Mediterranean stone courtyard with olive trees in terracotta pots, lavender and a long dining table

Start With One Function, Then Layer

The most common patio design mistake is trying to include dining, lounging, a fire pit, and an outdoor kitchen all in one space from the start. Nothing ends up working well. Pick one primary function — usually dining or lounging — and size the layout around that. Once the core is right, a fire pit or fire table works naturally as a focal point. Outdoor kitchens and built-in grills are best treated as a deliberate second zone, not squeezed into a corner. For compact yards, a clearly defined single-use patio surrounded by planting actually reads as larger and more intentional than a multi-zone layout that competes with itself.

Covered pergola dining area at dusk with string lights, potted herbs, BBQ and a lush garden behind

Making a Patio Feel Like a Room

What separates a well-designed patio from a plain slab is overhead structure and perimeter definition. A pergola — even an open one with no roof — creates a ceiling plane that makes the space feel enclosed and deliberate. String lights hung at head height do the same thing at a fraction of the cost. At ground level, low planting around the perimeter, a screen of tall ornamental grasses, or raised planters create a sense of walls without blocking light. Lighting is the most underrated element: a few well-placed overhead lights or string lights transform the same patio after dark into somewhere people want to stay, which is ultimately what makes it worth building.

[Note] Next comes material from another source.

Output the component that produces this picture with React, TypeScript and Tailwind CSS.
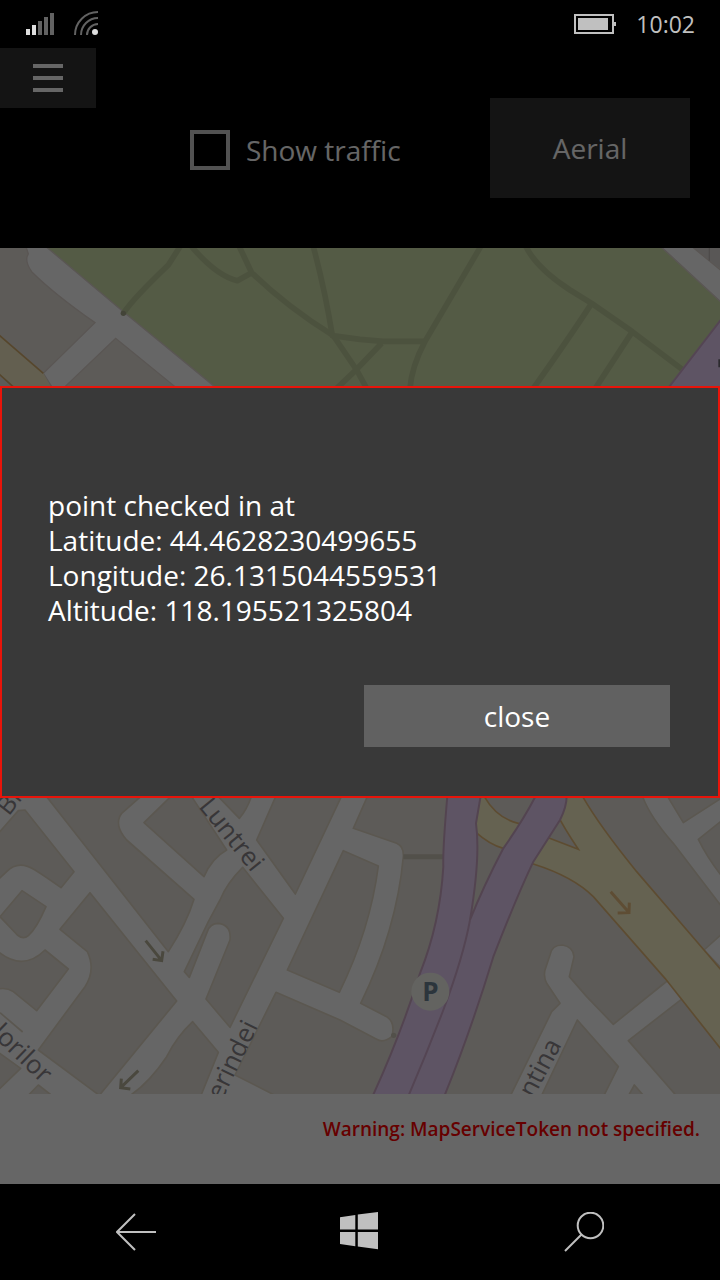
import React, { useState } from 'react';

const FONT = "font-['Open_Sans','Noto_Sans',sans-serif]";

function StatusBar() {
  return (
    <div className="relative z-10 flex h-12 items-center justify-between pl-6 pr-[25px] text-[#c0c0c0]">
      <div className="flex items-center gap-4">
        <svg width="32" height="24" viewBox="0 0 32 24" aria-label="Signal">
          <path fill="#dedede" d="M2 17h4v6H2zM8 13h4v10H8z" />
          <path fill="#626262" d="M14 9h4v14h-4zM20 5h4v18h-4zM26 1h4v22h-4z" />
        </svg>
        <svg width="28" height="26" viewBox="0 0 28 26" aria-label="Wi-Fi">
          <g fill="none" stroke="#626262" strokeWidth="2">
            <path d="M3 24A23 23 0 0 1 26 1" />
            <path d="M9 24A17 17 0 0 1 26 7" />
            <path d="M15 24A11 11 0 0 1 26 13" />
          </g>
          <circle cx="23" cy="21" r="3" fill="#dedede" />
        </svg>
      </div>
      <div className="flex items-center gap-5">
        <svg width="42" height="20" viewBox="0 0 42 20" aria-label="Battery" fill="currentColor">
          <path fillRule="evenodd" d="M0 0h40v20H0zM2 2v16h36V2z" />
          <path d="M4 4h30v12H4zM40 8h2v4h-2z" />
        </svg>
        <span className="text-[23px]">10:02</span>
      </div>
    </div>
  );
}

function MapView() {
  return (
    <svg
      className="block min-h-0 w-full flex-1 basis-0"
      viewBox="0 0 2160 2538"
      preserveAspectRatio="xMidYMid slice"
      aria-label="Map"
    >
      <rect width="2160" height="2538" fill="#e9e3db" />

      {/* park */}
      <g transform="translate(0 -24)">
        <path fill="#d2e3ad" d="M140 24L370 215L640 437V800H2160V185L1985 24Z" />
        <path
          fill="#fff"
          stroke="#e0d6d0"
          strokeWidth="4"
          d="M78 20L85 42Q72 62 95 95Q160 160 285 248L130 400L155 440H195L347 295L525 440H644L370 215L138 20Z"
        />
        <path fill="#f7eec9" d="M-5 283L130 400L155 445H45L-5 400Z" />
        <path d="M-5 283L130 400M-5 400L45 445" stroke="#d8b070" strokeWidth="5" />
        <path fill="#dedad8" d="M2080 24H2160V85Z" />
        <path fill="#fff" stroke="#e0d6d0" strokeWidth="4" d="M1983 20L2164 187V92L2076 20Z" />
        <path d="M2128 24V62" stroke="#c4bcb8" strokeWidth="4" />
        <g fill="none" stroke="#bfcc9c" strokeWidth="17" strokeLinejoin="round">
          <path d="M540 20L505 75Q400 175 370 220" />
          <path d="M575 20Q650 108 712 122L755 98M718 20L755 98Q860 200 1000 287L1070 390L1100 445" />
          <path d="M940 20Q975 150 997 287L1080 298L1150 304H1275M1010 445L1070 388L1145 310" />
          <path d="M1442 20L1275 304Q1235 380 1230 445" />
          <path d="M1578 20Q1610 85 1710 150L1775 190L1897 275L2045 387" />
          <path d="M1775 190Q1710 290 1600 445M1897 275L1786 445" />
        </g>
        <circle cx="370" cy="220" r="8" fill="#a8aa8c" />
        <path fill="#ebd2fa" stroke="#d2acd0" strokeWidth="6" d="M2165 236L2008 440V500H2165Z" />
        <path d="M2158 358V382" stroke="#6e6a74" strokeWidth="6" />
      </g>

      {/* residential blocks */}
      <g transform="translate(0 1626)">
        <rect y="-300" width="1230" height="1212" fill="#fff" />
        <g fill="#e9e3db" stroke="#e3dac8" strokeWidth="5" strokeLinejoin="round">
          <path d="M75 60L222 245L183 293Q140 262 105 240Q55 208 20 245L-5 268V130L55 62Z" />
          <path d="M140 20L505 485Q560 400 582 328L380 150Q340 105 365 70L422 20Z" />
          <path d="M512 20L432 98L612 260Q635 205 680 180L575 20Z" />
          <path d="M655 20L718 85Q740 60 754 20Z" />
          <path d="M827 20L770 150L886 312L1024 20Z" />
          <path d="M728 232L850 385L690 712L618 627L690 450Q695 405 655 400Q630 400 622 425L568 562L553 545L625 395L660 330Q680 280 728 232Z" />
          <path d="M66 302L138 350Q110 415 85 437Q70 450 52 435L0 380Z" />
          <path d="M270 308L180 418L262 485Q288 540 255 590L115 780L298 916L530 633Z" />
          <path d="M-5 485Q70 545 135 480L205 537L110 662L40 605Q20 592 -5 597Z" />
          <path d="M-5 787L62 835L-5 900ZM115 885L85 916H155Z" />
          <path d="M578 695L655 787L603 916H391Q450 875 500 800Q530 740 578 695Z" />
          <path d="M1030 182L862 540L1018 607Q1110 420 1135 228Z" />
          <path d="M1102 20L1060 115L1190 160Q1212 170 1210 200Q1190 420 1082 640L1160 680Q1188 700 1175 740Q1150 760 1130 748L1020 690L828 607L705 855L825 916H2165V20Z" />
        </g>
        <path d="M0 668L68 726" stroke="#e3dac8" strokeWidth="5" />
        <g fill="none" stroke="#b9b39c" strokeWidth="9">
          <path d="M437 452L485 512M458 508L485 512L489 484" />
          <path d="M415 842L362 893M364 866L362 893L391 897" />
        </g>
      </g>

      {/* boulevard and side streets */}
      <g transform="translate(1080 1626)">
        <path d="M130 200H250" stroke="#cdc7b8" strokeWidth="15" />
        <circle cx="101" cy="736" r="8" fill="#cdc7b8" />
        <g fill="#fff" stroke="#e3dac8" strokeWidth="5" strokeLinejoin="round">
          <path d="M848 20Q870 80 940 160L1085 350V258Q1040 200 1015 148L1085 92V24L970 98L923 20Z" />
          <path d="M570 495Q575 465 607 465Q640 470 642 500L628 560L680 620L760 703L925 570L968 625L805 752L948 916H850L823 885L806 916H732L775 830L652 690L545 916H452L575 665L600 640L560 580Q550 560 555 540Z" />
          <path d="M1032 480L1085 432V535Z" />
        </g>
        <path
          fill="#fcf5ca"
          stroke="#e9bd7c"
          strokeWidth="5"
          d="M345 20H373Q410 85 475 100L565 143L655 178Q610 110 590 70L608 20H668Q720 110 830 245L1032 480L1085 542V780L915 565L700 320Q640 260 520 222L430 175Q390 165 345 125Z"
        />
        <path d="M752 305L805 365M773 369L807 368L808 338" fill="none" stroke="#ecc082" strokeWidth="9" />
        <path
          fill="#ebd2fa"
          stroke="#cfaac8"
          strokeWidth="6"
          d="M262 18Q248 180 250 230Q240 400 180 550Q120 740 38 918H253Q330 730 400 500Q470 320 520 215L600 90Q620 50 620 18H527Q490 90 430 175Q370 290 330 390Q362 200 348 100L362 18Z"
        />
        <path d="M330 390Q310 500 250 660Q200 790 146 916" fill="none" stroke="#d2acd0" strokeWidth="6" />
        <circle cx="211" cy="605" r="57" fill="#f7f7f0" />
        <text x="211" y="633" textAnchor="middle" fontSize="78" className="fill-[#6e8496] font-bold">
          P
        </text>
      </g>

      {/* street names */}
      <g fontSize="77" className="fill-[#8c888c] font-medium">
        <text transform="translate(594 1676) rotate(51)">Luntrei</text>
        <text transform="translate(775 2334) rotate(-64)" textAnchor="end">erindei</text>
        <text transform="translate(126 2508) rotate(44)" textAnchor="end">lorilor</text>
        <text transform="translate(26 1706) rotate(-52)">Bi</text>
        <text transform="translate(1686 2390) rotate(-62)" textAnchor="end">ntina</text>
      </g>
    </svg>
  );
}

interface CheckInDialogProps {
  onClose: () => void;
}

function CheckInDialog({ onClose }: CheckInDialogProps) {
  return (
    <div className="absolute inset-0 flex items-center bg-black/60">
      <div
        role="dialog"
        aria-label="Check in"
        className="flex w-full flex-col border-2 border-[#e8140a] bg-[#393939] pb-[49px] pl-[46px] pr-12 pt-[100px] text-white"
      >
        <p className="text-[28px] leading-[35px]">
          point checked in at
          <br />
          Latitude: 44.4628230499655
          <br />
          Longitude: 26.1315044559531
          <br />
          Altitude: 118.195521325804
        </p>
        <button
          type="button"
          onClick={onClose}
          className="mt-[57px] h-[62px] w-[306px] self-end bg-[#616161] text-[28px] leading-[35px]"
        >
          close
        </button>
      </div>
    </div>
  );
}

function NavBar() {
  return (
    <nav className="flex h-24 items-center justify-between bg-black px-[116px]">
      <button type="button" aria-label="Back">
        <svg width="40" height="40" viewBox="0 0 40 40" fill="none" stroke="#c0c0c0" strokeWidth="2">
          <path d="M1 20H40M19 2L1 20L19 38" />
        </svg>
      </button>
      <button type="button" aria-label="Start">
        <svg width="40" height="40" viewBox="0 0 40 40" fill="#c0c0c0">
          <path d="M0 5.2L15.3 3V17.5H0zM17.8 2.6L38 0V17.5H17.8zM0 20H15.3V34.3L0 32zM17.8 20H38V37.3L17.8 34.6z" />
        </svg>
      </button>
      <button type="button" aria-label="Search">
        <svg width="40" height="40" viewBox="0 0 40 40" fill="none" stroke="#c0c0c0" strokeWidth="2">
          <circle cx="26.5" cy="13.5" r="12.8" />
          <path d="M17.5 22.5L1 39" />
        </svg>
      </button>
    </nav>
  );
}

export default function App() {
  const [showTraffic, setShowTraffic] = useState(false);
  const [dialogOpen, setDialogOpen] = useState(true);

  return (
    <div className={`flex min-h-screen flex-col bg-black ${FONT}`}>
      <div className="relative flex flex-1 flex-col">
        <StatusBar />

        <header className="flex text-[28px] leading-[35px] text-white">
          <button
            type="button"
            aria-label="Menu"
            className="flex h-[60px] w-24 flex-col items-center justify-center gap-2 bg-[#333]"
          >
            <span className="h-1 w-[30px] bg-white" />
            <span className="h-1 w-[30px] bg-white" />
            <span className="h-1 w-[30px] bg-white" />
          </button>
          <label className="ml-[94px] flex items-center gap-4 pt-1">
            <input
              type="checkbox"
              checked={showTraffic}
              onChange={(e) => setShowTraffic(e.target.checked)}
              className="size-10 appearance-none border-4 border-[#ccc] checked:bg-[#ccc]"
            />
            Show traffic
          </label>
          <button type="button" className="my-[50px] ml-auto mr-[30px] h-[100px] w-[200px] bg-[#333]">
            Aerial
          </button>
        </header>

        <MapView />

        <p className="bg-white pb-[41px] pr-5 pt-[21px] text-right text-[19px] font-semibold leading-7 text-[#ff0000]">
          Warning: MapServiceToken not specified.
        </p>

        {dialogOpen && <CheckInDialog onClose={() => setDialogOpen(false)} />}
      </div>
      <NavBar />
    </div>
  );
}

Frequently Asked Questions

What patio material gives the best value for money?
Concrete pavers hit the best balance of cost, durability, and appearance for most backyards. They run $8–20 per square foot installed, individual pavers are replaceable if cracked, and the range of styles is wide. Poured concrete is cheaper ($5–10/sq ft) but harder to repair. Natural stone looks better long-term but costs $15–30 installed — worth it for homes where the aesthetic matters and the patio will see heavy use.
Do I need a permit for a backyard patio?
Ground-level patios generally don't require a permit in most areas. Raised decks, pergolas attached to the house, or structures over a certain height typically do. Freestanding pergolas fall in a grey area — rules vary by municipality. Check with your local building department before starting any structural work.
How do I add privacy to a backyard patio?
The fastest options: tall ornamental grasses or bamboo in large planters create soft screening without permanent construction. Lattice panels with climbing plants like clematis or jasmine add privacy and greenery over one season. A pergola with shade curtains defines the space overhead and at the sides. For a more permanent solution, a cedar or composite privacy screen on the exposed side of the patio is the cleanest result.